* Begin Given information *

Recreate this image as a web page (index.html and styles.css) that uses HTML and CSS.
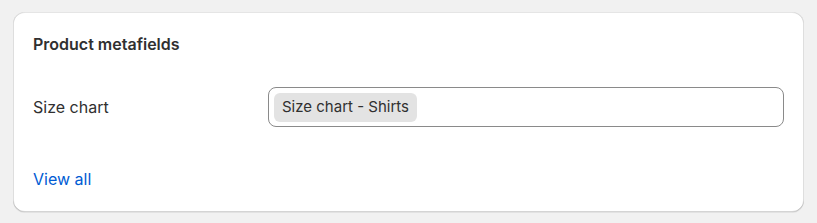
FILE: index.html
```html
<!DOCTYPE html>
<html>
<head>
<meta charset="utf-8">
<link rel="stylesheet" href="styles.css">
</head>
<body>
<div class="page">
  <section class="card">
    <h2 class="card-title">Product metafields</h2>
    <div class="field-row">
      <div class="field-label">Size chart</div>
      <div class="field-input">
        <span class="tag">Size chart - Shirts</span>
      </div>
    </div>
    <a class="view-all" href="#">View all</a>
  </section>
</div>
</body>
</html>
```
FILE: styles.css
```css
html, body {
  margin: 0;
  padding: 0;
  background: #f1f1f1;
  font-family: Inter, "Noto Sans", sans-serif;
  color: #303030;
}
.page {
  padding: 12px 13px 11px 13px;
}
.card {
  background: #ffffff;
  border-radius: 12px;
  box-shadow: 0 1px 0 0 rgba(26,26,26,0.07), 0 1px 0 0 rgba(204,204,204,0.5) inset, 0 -1px 0 0 rgba(0,0,0,0.17) inset, -1px 0 0 0 rgba(0,0,0,0.13) inset, 1px 0 0 0 rgba(0,0,0,0.13) inset;
  padding: 20px 20px 21px 20px;
  height: 159px;
  display: flex;
  flex-direction: column;
}
.card-title {
  margin: 0;
  font-size: 16px;
  line-height: 24px;
  font-weight: 600;
}
.field-row {
  display: flex;
  align-items: center;
  margin-top: 31px;
}
.field-label {
  width: 235px;
  font-size: 16px;
  line-height: 24px;
}
.field-input {
  flex: 1;
  height: 38px;
  border: 1px solid #8a8a8a;
  border-radius: 8px;
  display: flex;
  align-items: center;
  padding: 0 5px;
}
.tag {
  background: #e3e3e3;
  border-radius: 6px;
  font-size: 15px;
  line-height: 20px;
  padding: 4px 8px 5px 8px;
}
.view-all {
  margin-top: auto;
  color: #005bd3;
  text-decoration: none;
  font-size: 16px;
  line-height: 24px;
  align-self: flex-start;
}
```
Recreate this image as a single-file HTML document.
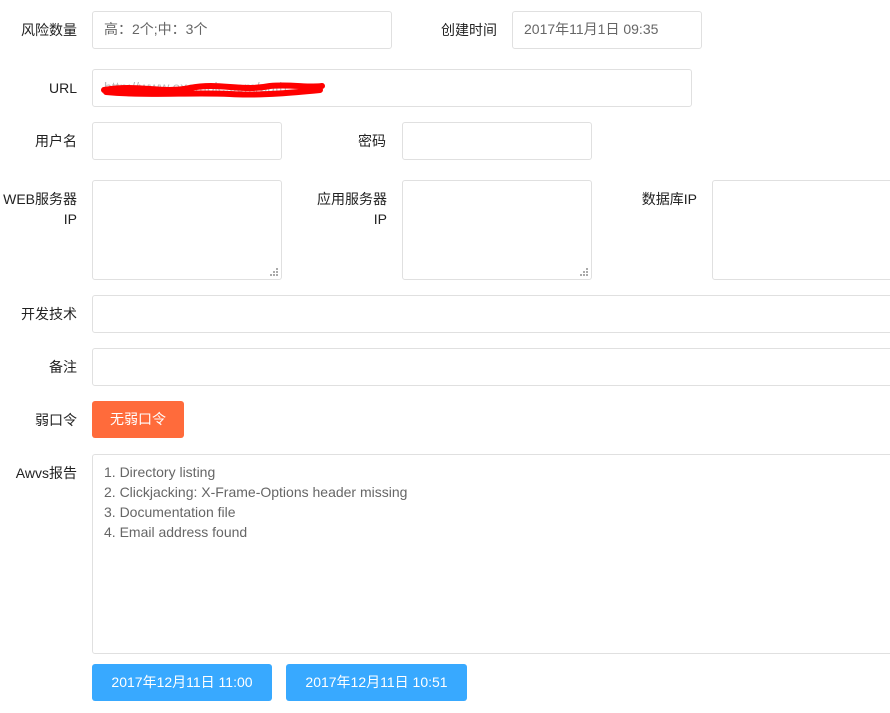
<!DOCTYPE html>
<html><head><meta charset="utf-8"><style>
body{margin:0;width:890px;height:713px;background:#fff;overflow:hidden;position:relative;font-family:"Liberation Sans","Noto Sans CJK SC",sans-serif;font-size:14px;color:#222}
.l{position:absolute;text-align:right;line-height:20px}
.b{position:absolute;border:1px solid #e0e0e0;border-radius:3px;box-sizing:border-box;color:#666;padding-left:11px;line-height:35px}
.h{position:absolute;width:8px;height:8px}
.btn{position:absolute;color:#fff;border-radius:3px;text-align:center;line-height:37px;height:37px}
</style></head><body>
<div class="l" style="left:0;width:77px;top:20px">风险数量</div>
<div class="b" style="left:92px;top:11px;width:300px;height:38px">高：2个;中：3个</div>
<div class="l" style="left:400px;width:97px;top:20px">创建时间</div>
<div class="b" style="left:512px;top:11px;width:190px;height:38px">2017年11月1日 09:35</div>

<div class="l" style="left:0;width:77px;top:78px">URL</div>
<div class="b" style="left:92px;top:69px;width:600px;height:38px;color:#bbb">http://www.example.com/path</div>
<svg style="position:absolute;left:100px;top:78px" width="230" height="22"><path d="M4 12 C40 6 60 16 90 10 C120 4 140 14 170 8 C190 6 210 10 222 8 M6 14 C50 18 90 14 130 16 C160 18 200 14 220 12" stroke="#f00" stroke-width="6" fill="none" stroke-linecap="round"/></svg>

<div class="l" style="left:0;width:77px;top:131px">用户名</div>
<div class="b" style="left:92px;top:122px;width:190px;height:38px"></div>
<div class="l" style="left:300px;width:86px;top:131px">密码</div>
<div class="b" style="left:402px;top:122px;width:190px;height:38px"></div>

<div class="l" style="left:0;width:77px;top:189px">WEB服务器<br>IP</div>
<div class="b" style="left:92px;top:180px;width:190px;height:100px"></div>
<div class="l" style="left:300px;width:87px;top:189px">应用服务器<br>IP</div>
<div class="b" style="left:402px;top:180px;width:190px;height:100px"></div>
<div class="l" style="left:600px;width:97px;top:189px">数据库IP</div>
<div class="b" style="left:712px;top:180px;width:190px;height:100px"></div>
<svg class="h" style="left:270px;top:268px" viewBox="0 0 8 8"><g fill="#aaa"><rect x="6" y="0" width="2" height="2"/><rect x="3" y="3" width="2" height="2"/><rect x="6" y="3" width="2" height="2"/><rect x="0" y="6" width="2" height="2"/><rect x="3" y="6" width="2" height="2"/><rect x="6" y="6" width="2" height="2"/></g></svg>
<svg class="h" style="left:580px;top:268px" viewBox="0 0 8 8"><g fill="#aaa"><rect x="6" y="0" width="2" height="2"/><rect x="3" y="3" width="2" height="2"/><rect x="6" y="3" width="2" height="2"/><rect x="0" y="6" width="2" height="2"/><rect x="3" y="6" width="2" height="2"/><rect x="6" y="6" width="2" height="2"/></g></svg>

<div class="l" style="left:0;width:77px;top:304px">开发技术</div>
<div class="b" style="left:92px;top:295px;width:820px;height:38px"></div>
<div class="l" style="left:0;width:77px;top:357px">备注</div>
<div class="b" style="left:92px;top:348px;width:820px;height:38px"></div>

<div class="l" style="left:0;width:77px;top:410px">弱口令</div>
<div class="btn" style="left:92px;top:401px;width:92px;background:#ff6b3b">无弱口令</div>

<div class="l" style="left:0;width:77px;top:463px">Awvs报告</div>
<div class="b" style="left:92px;top:454px;width:820px;height:200px;line-height:20px;padding-top:7px">1. Directory listing<br>2. Clickjacking: X-Frame-Options header missing<br>3. Documentation file<br>4. Email address found</div>

<div class="btn" style="left:92px;top:664px;width:180px;background:#38a9ff">2017年12月11日 11:00</div>
<div class="btn" style="left:286px;top:664px;width:181px;background:#38a9ff">2017年12月11日 10:51</div>
</body></html>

* End Given information *

• _Task objective_
Count the lines in the records above that contain the word "styles", and give only the number.

• _Task output_
3